As with Bhopal, in the case of a nuclear accident, the government would be unable to provide any relief for victims, especially as the main victims would be adivasis and villagers far away from the public gaze.
And now, a nuclear ‘make in India’: recipe for disaster
In its zeal to expand nuclear power rapidly, the Modi government amended the Atomic Energy Act of 1962, allowing private players a bigger role in contracting nuclear-construction for the first time. This year, Reliance Infrastructure bagged contracts for construction of the next two units of reactors in Koodankulam. Similarly in Jaitapur, the new twist in the declaration is the “maximum localization” of the project and “technology transfer” for the same. Although the government of Indian Prime Minister Narendra Modi seems to have proudly included these new terms and added a “Make in India” tag on the Jaitapur project, it actually means that the French industry would be transferring the burden of its most controversial reactor design at a time of its worst crisis.
The safety vulnerabilities of the reactor pressure vessel (RPV) – the huge iron core where radioactive fission takes place – came under serious questions, raised by France’s own nuclear safety regulator Autorité de Sûreté Nucléaire (ASN) in April 2015. Later in 2015, Areva, the French reactor builder, had to ask the US Nuclear Regulatory Commission to suspend certification review for EPR design.
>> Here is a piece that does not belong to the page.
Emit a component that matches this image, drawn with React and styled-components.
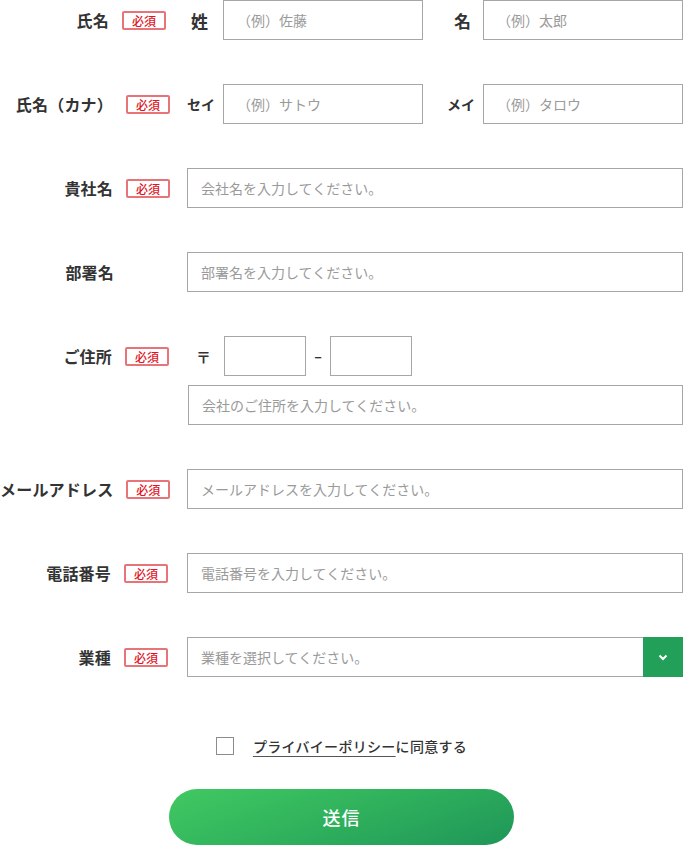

The United States has been postponing certification for EPR since 2007. The Finnish regulator has taken Areva to court on this issue, and Finland has canceled the order for its second EPR. Just two days after the publication of ASN’s report, Modi reaffirmed the EPR deal from France during his visit to Paris in April 2015. It is exactly this controversial component – the RPV – that an Indian private company L&T will now be building, with no experience in the nuclear sector at all.
Labeling nuclear projects ‘make in India’ is nothing but a dangerously pervert way of rehabilitating the foreign nuclear corporations who are moving away from nuclear business and increasingly want Indian companies to share the burden as well as blame for the designs developed by them which have come under strong criticism for being unsafe.
Most recently, India’s former nuclear regulator has warned against expansion of nuclear power projects in the current situation and has demanded an immediate moratorium on building new nuclear reactors.
In the light of India’s vulnerability, the anniversary of the Bhopal Gas Tragedy should be a moment to recognise that, in general, our administrative and political system can only be relied on to be totally inefficient and unaccountable.